WASHINGTON — The U.S. Army is slowing its pursuit of a future ballistic missile interceptor to replace the Patriot family of missiles, but it is continuing to conduct research on a less expensive, more capable replacement in preparation to field a new missile down the road.

There’s no question a new interceptor — one that will have to keep up with higher performing radars and launchers — will be needed, Army officials told Defense News earlier this month. But the timing on when the Army plans to pursue a new missile has slipped by a year, according to a review of the service’s fiscal 2020 and fiscal 2021 budget request justification documents.

The Army laid out a plan in its FY20 budget request to spend $232.9 million for the program over the following five years.

The service planned to kick off the program in FY20, using $8 million to start a competitive selection of a future interceptor for its Integrated Air and Missile Defense System, the replacement for the Patriot air-and-missile defense system.

The service would conduct an analysis of alternatives in FY20 and planned to use other transaction authorities — a special contracting mechanism — to work on competitive concept developments.

The Army was due to make a materiel development decision in the second quarter of FY20, and would then take a year to conduct an analysis of alternatives. Then, the service would work on concepts over a two-and-a-half-year period, ending in the beginning of FY23. A competitive request for proposals would drop midway through FY22 with a competitive downselect in the second quarter of FY23, when the Army would also reach a technology maturation decision point.

But at the time of the plan, the service hadn’t chosen a future radar for its IAMD system and it has yet to field its Integrated Battle Command System, which is the brains of IAMD. IBCS has been delayed over the years, but is progressing through a limited user test. The service expects for it to reach initial operational capability in FY22.

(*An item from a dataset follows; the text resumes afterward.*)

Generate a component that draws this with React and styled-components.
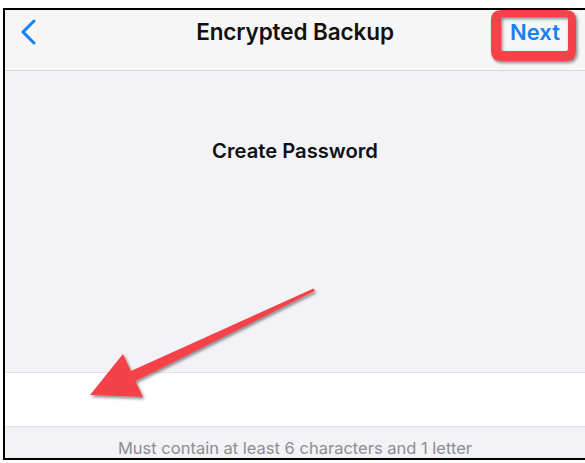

The Army has since picked Raytheon to build prototypes for a new Lower-Tier Air-and-Missile Defense Sensor, or LTAMDS, to replace the Patriot radar, which the company also produces.

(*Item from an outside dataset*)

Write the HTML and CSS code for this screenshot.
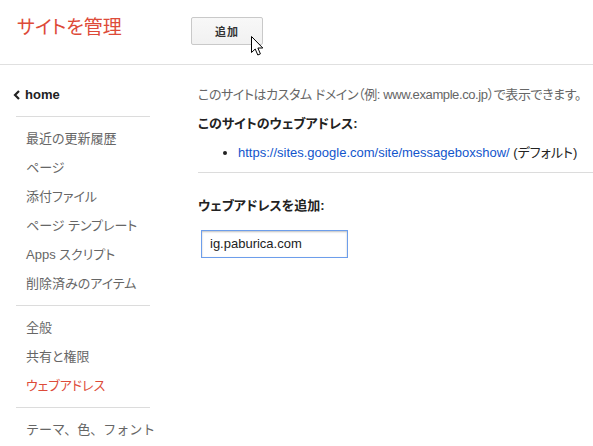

Now, according to Army FY21 budget documents, the service has pushed its plans by a year and has budgeted less than $40 million from FY21 through FY25 for the effort. The documents show the Army spent just $2 million in FY20 on the program and will spend roughly $8 million a year across the five year plan.

If the service follows its FY21 through FY25 plan as laid out in budget documents, it will make a materiel development decision in the second quarter of FY21 and kick off an analysis of alternatives, one that will be complete in the second quarter of FY22.

A request for proposals would be released in the first quarter of FY23 followed by a competitive downselect to a single vendor in the third quarter of FY24 and entry into a technology maturation phase.

Yet, Army officials didn’t clearly lay out a timeline to move forward on the program when pressed.

“We just made the full-rate production decision just in the last year or two,” on Patriot Advanced Capability-3 Missile Segment Enhancement missiles or PAC-3 MSE — the latest variant of the interceptor — said Brig. Gen. Brian Gibson, who is in charge of Army air-and-missile defense modernization. Gibson spoke to Defense News in its Space and Missile Defense Symposium Debrief Aug. 5.

“So even though it feels like they’ve been out there a long time, in some cases, the oldest ones have,” Gibson said, “we’ve just, as a department, made full-rate decisions in our recent past.”

Additionally, he argued, the Army is still working through what its future IAMD system will deliver and there are still undetermined factors at play that need to be figured out before the service could proceed on a new interceptor program.

“Part of those discussions, and the why on the timing ... are influenced by several factors,” Gibson said. “One of those is, in the past, our Patriot system, our radars, limited our missile performance. Our missiles were more capable than what our radars could allow them to perform.”

With a new LTAMDS sensor, “we take that constraint away in the future,” Gibson noted. He added that how LTAMDS performs will also “inform the speed and the necessity for how quickly we should pull forward, if we do the next missile.”

“But at some point,” he added, “threats evolve and those things so there’s absolutely going to be a need to develop a new missile.”

Gibson stressed that cost is going to play an important part in how the service chooses its next interceptor. Current missiles are roughly $3 million each and have been used to take out exponentially less expensive targets like $100 commercially purchased drones.

At the same time, Gibson said, “our missiles in the future have to evolve to greater altitudes, greater speed, greater maneuverability and the combination of those three things depend a whole lot on what sensors see and when they see it, but it also depends on the physical kinematics and design of our missiles. They need to operate in concert.”

And IBCS could provide a way to totally decouple launchers and radars on a battlefield and connect best sensors to best shooters to carry out defensive missions that no longer require a radar and a launcher to be co-located, according to Gibson. This means launchers could be positioned away from a radar and that could drive range considerations and other capabilities needed in a new interceptor.

Another factor will be how threats evolve in the coming years, he added.

Maj. Gen. Robert Rasch, the Army’s program executive officer for missiles and space, argued, in a separate media engagement Aug. 5, that evolving threats may be the biggest driver for when and how a future interceptor is pursued.

For now, the Army is keeping the effort in the early research phase “of what’s the art of the possible,” Gibson said.